[Lines of data]
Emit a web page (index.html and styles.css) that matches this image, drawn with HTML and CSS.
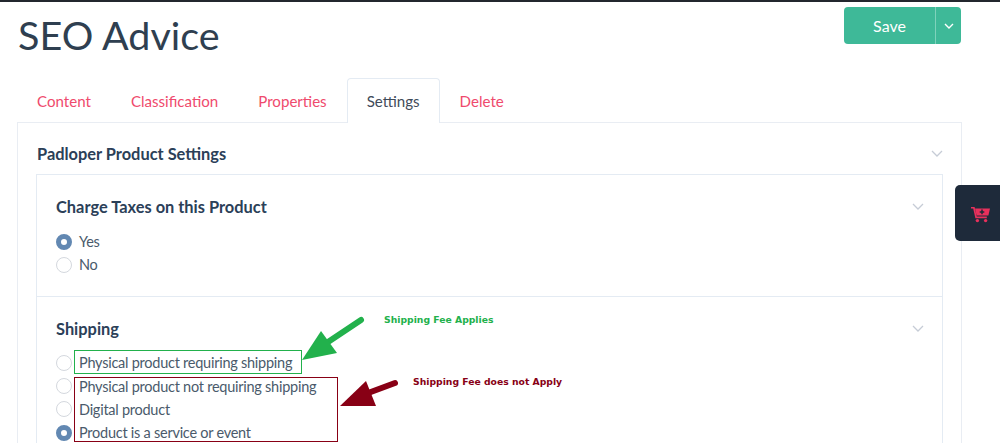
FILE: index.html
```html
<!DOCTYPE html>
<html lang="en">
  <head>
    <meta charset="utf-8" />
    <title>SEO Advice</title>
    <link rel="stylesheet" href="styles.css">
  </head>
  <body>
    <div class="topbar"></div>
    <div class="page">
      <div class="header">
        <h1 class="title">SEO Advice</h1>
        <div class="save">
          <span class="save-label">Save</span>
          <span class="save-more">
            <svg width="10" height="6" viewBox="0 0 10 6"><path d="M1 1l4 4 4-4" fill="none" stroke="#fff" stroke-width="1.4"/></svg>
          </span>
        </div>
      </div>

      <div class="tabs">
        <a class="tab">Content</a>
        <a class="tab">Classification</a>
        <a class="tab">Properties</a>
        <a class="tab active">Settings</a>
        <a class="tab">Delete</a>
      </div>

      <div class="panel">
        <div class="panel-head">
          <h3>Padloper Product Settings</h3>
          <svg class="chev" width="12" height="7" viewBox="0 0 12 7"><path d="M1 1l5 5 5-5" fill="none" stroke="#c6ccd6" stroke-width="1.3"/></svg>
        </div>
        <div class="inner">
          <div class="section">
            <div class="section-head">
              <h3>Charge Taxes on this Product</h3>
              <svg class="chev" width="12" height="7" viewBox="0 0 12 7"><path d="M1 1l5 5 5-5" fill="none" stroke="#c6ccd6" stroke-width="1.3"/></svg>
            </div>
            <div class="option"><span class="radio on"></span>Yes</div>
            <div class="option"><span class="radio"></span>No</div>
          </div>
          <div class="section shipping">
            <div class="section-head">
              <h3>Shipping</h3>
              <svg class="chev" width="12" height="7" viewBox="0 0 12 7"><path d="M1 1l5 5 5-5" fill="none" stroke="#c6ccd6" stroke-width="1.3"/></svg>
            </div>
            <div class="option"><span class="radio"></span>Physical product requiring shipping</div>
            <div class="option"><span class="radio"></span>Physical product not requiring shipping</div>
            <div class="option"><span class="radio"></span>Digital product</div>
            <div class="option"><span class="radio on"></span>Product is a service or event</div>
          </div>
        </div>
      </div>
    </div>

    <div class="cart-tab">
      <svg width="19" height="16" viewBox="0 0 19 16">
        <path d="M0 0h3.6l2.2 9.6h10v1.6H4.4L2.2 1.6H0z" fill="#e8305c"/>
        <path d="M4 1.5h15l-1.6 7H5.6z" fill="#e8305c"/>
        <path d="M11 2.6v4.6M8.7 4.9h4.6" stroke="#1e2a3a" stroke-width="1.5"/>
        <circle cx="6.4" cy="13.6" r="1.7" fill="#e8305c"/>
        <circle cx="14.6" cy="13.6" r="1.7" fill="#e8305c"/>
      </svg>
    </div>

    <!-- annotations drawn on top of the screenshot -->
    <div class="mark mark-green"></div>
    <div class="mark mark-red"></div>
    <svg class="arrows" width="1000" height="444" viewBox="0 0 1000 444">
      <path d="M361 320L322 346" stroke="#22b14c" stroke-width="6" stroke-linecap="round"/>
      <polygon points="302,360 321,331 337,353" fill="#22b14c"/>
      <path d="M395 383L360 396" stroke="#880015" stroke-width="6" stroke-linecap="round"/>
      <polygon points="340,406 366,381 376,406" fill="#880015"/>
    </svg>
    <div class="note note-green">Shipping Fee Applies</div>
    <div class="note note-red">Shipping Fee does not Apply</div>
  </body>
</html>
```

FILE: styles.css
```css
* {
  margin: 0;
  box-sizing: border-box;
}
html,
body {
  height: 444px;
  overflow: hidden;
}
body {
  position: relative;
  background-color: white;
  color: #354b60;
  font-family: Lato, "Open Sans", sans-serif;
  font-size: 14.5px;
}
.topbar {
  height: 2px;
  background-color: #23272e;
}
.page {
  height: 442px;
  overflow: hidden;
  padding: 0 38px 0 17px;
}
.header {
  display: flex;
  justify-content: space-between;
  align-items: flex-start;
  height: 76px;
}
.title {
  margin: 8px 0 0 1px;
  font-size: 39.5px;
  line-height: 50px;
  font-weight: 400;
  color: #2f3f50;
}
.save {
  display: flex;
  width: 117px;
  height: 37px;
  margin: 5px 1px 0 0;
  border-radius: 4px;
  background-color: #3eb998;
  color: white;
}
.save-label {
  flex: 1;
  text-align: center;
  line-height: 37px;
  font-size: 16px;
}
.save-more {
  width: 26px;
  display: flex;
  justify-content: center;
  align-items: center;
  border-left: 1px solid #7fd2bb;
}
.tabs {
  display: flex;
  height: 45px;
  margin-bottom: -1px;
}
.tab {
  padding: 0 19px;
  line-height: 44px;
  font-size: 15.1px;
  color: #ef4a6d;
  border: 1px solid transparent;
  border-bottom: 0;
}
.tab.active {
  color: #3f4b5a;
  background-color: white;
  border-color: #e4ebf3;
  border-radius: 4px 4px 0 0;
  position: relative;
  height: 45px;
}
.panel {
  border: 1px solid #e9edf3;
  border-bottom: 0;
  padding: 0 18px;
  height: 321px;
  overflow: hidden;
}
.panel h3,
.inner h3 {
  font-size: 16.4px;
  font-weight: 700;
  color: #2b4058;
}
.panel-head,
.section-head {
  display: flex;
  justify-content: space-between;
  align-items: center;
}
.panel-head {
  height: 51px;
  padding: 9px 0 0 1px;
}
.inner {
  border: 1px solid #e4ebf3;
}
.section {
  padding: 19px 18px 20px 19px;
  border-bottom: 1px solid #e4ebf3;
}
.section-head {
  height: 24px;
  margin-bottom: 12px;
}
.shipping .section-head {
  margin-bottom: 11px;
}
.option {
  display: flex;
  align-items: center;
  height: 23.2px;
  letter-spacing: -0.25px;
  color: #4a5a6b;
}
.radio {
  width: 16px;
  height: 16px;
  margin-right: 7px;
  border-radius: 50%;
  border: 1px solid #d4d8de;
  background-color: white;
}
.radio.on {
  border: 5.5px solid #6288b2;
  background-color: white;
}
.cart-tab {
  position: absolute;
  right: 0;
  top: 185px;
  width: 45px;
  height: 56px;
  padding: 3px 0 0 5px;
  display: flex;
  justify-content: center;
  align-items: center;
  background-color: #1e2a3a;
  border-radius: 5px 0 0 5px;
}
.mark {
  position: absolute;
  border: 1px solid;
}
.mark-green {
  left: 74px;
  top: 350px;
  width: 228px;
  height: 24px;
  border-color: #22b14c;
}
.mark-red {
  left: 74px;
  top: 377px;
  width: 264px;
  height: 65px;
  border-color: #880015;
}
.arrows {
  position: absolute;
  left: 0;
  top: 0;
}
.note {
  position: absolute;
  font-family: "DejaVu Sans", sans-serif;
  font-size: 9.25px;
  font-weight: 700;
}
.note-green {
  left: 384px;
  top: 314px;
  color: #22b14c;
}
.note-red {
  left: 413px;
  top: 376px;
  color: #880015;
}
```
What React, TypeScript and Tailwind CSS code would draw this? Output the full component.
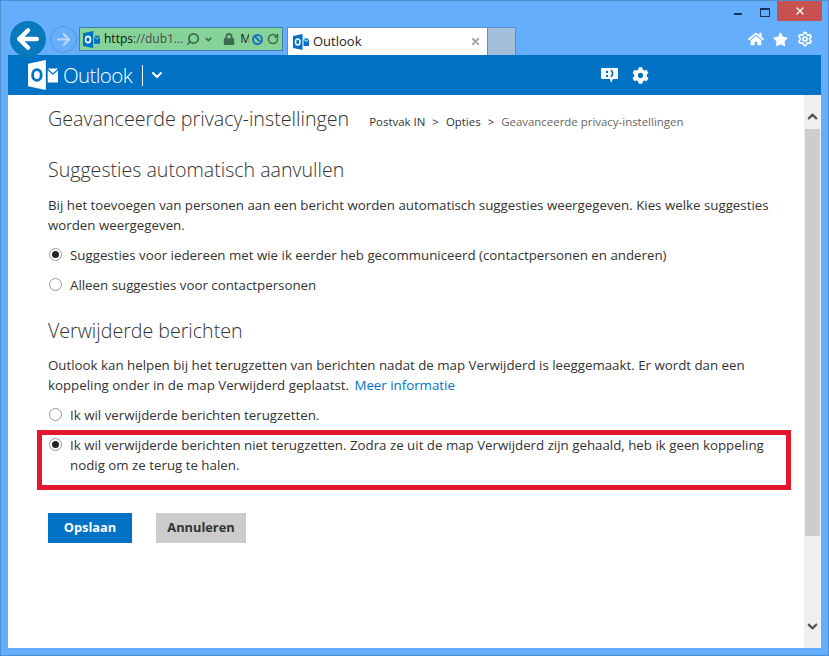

STATED TASK: All entries must be written out again exactly as given, with no pictures in the copy.

FINAL ANSWER:
Emit a web page (index.html and styles.css) that matches this image, drawn with HTML and CSS.
FILE: index.html
```html
<!DOCTYPE html>
<html lang="en">
  <head>
    <meta charset="utf-8" />
    <title>SEO Advice</title>
    <link rel="stylesheet" href="styles.css">
  </head>
  <body>
    <div class="topbar"></div>
    <div class="page">
      <div class="header">
        <h1 class="title">SEO Advice</h1>
        <div class="save">
          <span class="save-label">Save</span>
          <span class="save-more">
            <svg width="10" height="6" viewBox="0 0 10 6"><path d="M1 1l4 4 4-4" fill="none" stroke="#fff" stroke-width="1.4"/></svg>
          </span>
        </div>
      </div>

      <div class="tabs">
        <a class="tab">Content</a>
        <a class="tab">Classification</a>
        <a class="tab">Properties</a>
        <a class="tab active">Settings</a>
        <a class="tab">Delete</a>
      </div>

      <div class="panel">
        <div class="panel-head">
          <h3>Padloper Product Settings</h3>
          <svg class="chev" width="12" height="7" viewBox="0 0 12 7"><path d="M1 1l5 5 5-5" fill="none" stroke="#c6ccd6" stroke-width="1.3"/></svg>
        </div>
        <div class="inner">
          <div class="section">
            <div class="section-head">
              <h3>Charge Taxes on this Product</h3>
              <svg class="chev" width="12" height="7" viewBox="0 0 12 7"><path d="M1 1l5 5 5-5" fill="none" stroke="#c6ccd6" stroke-width="1.3"/></svg>
            </div>
            <div class="option"><span class="radio on"></span>Yes</div>
            <div class="option"><span class="radio"></span>No</div>
          </div>
          <div class="section shipping">
            <div class="section-head">
              <h3>Shipping</h3>
              <svg class="chev" width="12" height="7" viewBox="0 0 12 7"><path d="M1 1l5 5 5-5" fill="none" stroke="#c6ccd6" stroke-width="1.3"/></svg>
            </div>
            <div class="option"><span class="radio"></span>Physical product requiring shipping</div>
            <div class="option"><span class="radio"></span>Physical product not requiring shipping</div>
            <div class="option"><span class="radio"></span>Digital product</div>
            <div class="option"><span class="radio on"></span>Product is a service or event</div>
          </div>
        </div>
      </div>
    </div>

    <div class="cart-tab">
      <svg width="19" height="16" viewBox="0 0 19 16">
        <path d="M0 0h3.6l2.2 9.6h10v1.6H4.4L2.2 1.6H0z" fill="#e8305c"/>
        <path d="M4 1.5h15l-1.6 7H5.6z" fill="#e8305c"/>
        <path d="M11 2.6v4.6M8.7 4.9h4.6" stroke="#1e2a3a" stroke-width="1.5"/>
        <circle cx="6.4" cy="13.6" r="1.7" fill="#e8305c"/>
        <circle cx="14.6" cy="13.6" r="1.7" fill="#e8305c"/>
      </svg>
    </div>

    <!-- annotations drawn on top of the screenshot -->
    <div class="mark mark-green"></div>
    <div class="mark mark-red"></div>
    <svg class="arrows" width="1000" height="444" viewBox="0 0 1000 444">
      <path d="M361 320L322 346" stroke="#22b14c" stroke-width="6" stroke-linecap="round"/>
      <polygon points="302,360 321,331 337,353" fill="#22b14c"/>
      <path d="M395 383L360 396" stroke="#880015" stroke-width="6" stroke-linecap="round"/>
      <polygon points="340,406 366,381 376,406" fill="#880015"/>
    </svg>
    <div class="note note-green">Shipping Fee Applies</div>
    <div class="note note-red">Shipping Fee does not Apply</div>
  </body>
</html>
```

FILE: styles.css
```css
* {
  margin: 0;
  box-sizing: border-box;
}
html,
body {
  height: 444px;
  overflow: hidden;
}
body {
  position: relative;
  background-color: white;
  color: #354b60;
  font-family: Lato, "Open Sans", sans-serif;
  font-size: 14.5px;
}
.topbar {
  height: 2px;
  background-color: #23272e;
}
.page {
  height: 442px;
  overflow: hidden;
  padding: 0 38px 0 17px;
}
.header {
  display: flex;
  justify-content: space-between;
  align-items: flex-start;
  height: 76px;
}
.title {
  margin: 8px 0 0 1px;
  font-size: 39.5px;
  line-height: 50px;
  font-weight: 400;
  color: #2f3f50;
}
.save {
  display: flex;
  width: 117px;
  height: 37px;
  margin: 5px 1px 0 0;
  border-radius: 4px;
  background-color: #3eb998;
  color: white;
}
.save-label {
  flex: 1;
  text-align: center;
  line-height: 37px;
  font-size: 16px;
}
.save-more {
  width: 26px;
  display: flex;
  justify-content: center;
  align-items: center;
  border-left: 1px solid #7fd2bb;
}
.tabs {
  display: flex;
  height: 45px;
  margin-bottom: -1px;
}
.tab {
  padding: 0 19px;
  line-height: 44px;
  font-size: 15.1px;
  color: #ef4a6d;
  border: 1px solid transparent;
  border-bottom: 0;
}
.tab.active {
  color: #3f4b5a;
  background-color: white;
  border-color: #e4ebf3;
  border-radius: 4px 4px 0 0;
  position: relative;
  height: 45px;
}
.panel {
  border: 1px solid #e9edf3;
  border-bottom: 0;
  padding: 0 18px;
  height: 321px;
  overflow: hidden;
}
.panel h3,
.inner h3 {
  font-size: 16.4px;
  font-weight: 700;
  color: #2b4058;
}
.panel-head,
.section-head {
  display: flex;
  justify-content: space-between;
  align-items: center;
}
.panel-head {
  height: 51px;
  padding: 9px 0 0 1px;
}
.inner {
  border: 1px solid #e4ebf3;
}
.section {
  padding: 19px 18px 20px 19px;
  border-bottom: 1px solid #e4ebf3;
}
.section-head {
  height: 24px;
  margin-bottom: 12px;
}
.shipping .section-head {
  margin-bottom: 11px;
}
.option {
  display: flex;
  align-items: center;
  height: 23.2px;
  letter-spacing: -0.25px;
  color: #4a5a6b;
}
.radio {
  width: 16px;
  height: 16px;
  margin-right: 7px;
  border-radius: 50%;
  border: 1px solid #d4d8de;
  background-color: white;
}
.radio.on {
  border: 5.5px solid #6288b2;
  background-color: white;
}
.cart-tab {
  position: absolute;
  right: 0;
  top: 185px;
  width: 45px;
  height: 56px;
  padding: 3px 0 0 5px;
  display: flex;
  justify-content: center;
  align-items: center;
  background-color: #1e2a3a;
  border-radius: 5px 0 0 5px;
}
.mark {
  position: absolute;
  border: 1px solid;
}
.mark-green {
  left: 74px;
  top: 350px;
  width: 228px;
  height: 24px;
  border-color: #22b14c;
}
.mark-red {
  left: 74px;
  top: 377px;
  width: 264px;
  height: 65px;
  border-color: #880015;
}
.arrows {
  position: absolute;
  left: 0;
  top: 0;
}
.note {
  position: absolute;
  font-family: "DejaVu Sans", sans-serif;
  font-size: 9.25px;
  font-weight: 700;
}
.note-green {
  left: 384px;
  top: 314px;
  color: #22b14c;
}
.note-red {
  left: 413px;
  top: 376px;
  color: #880015;
}
```
What React, TypeScript and Tailwind CSS code would draw this? Output the full component.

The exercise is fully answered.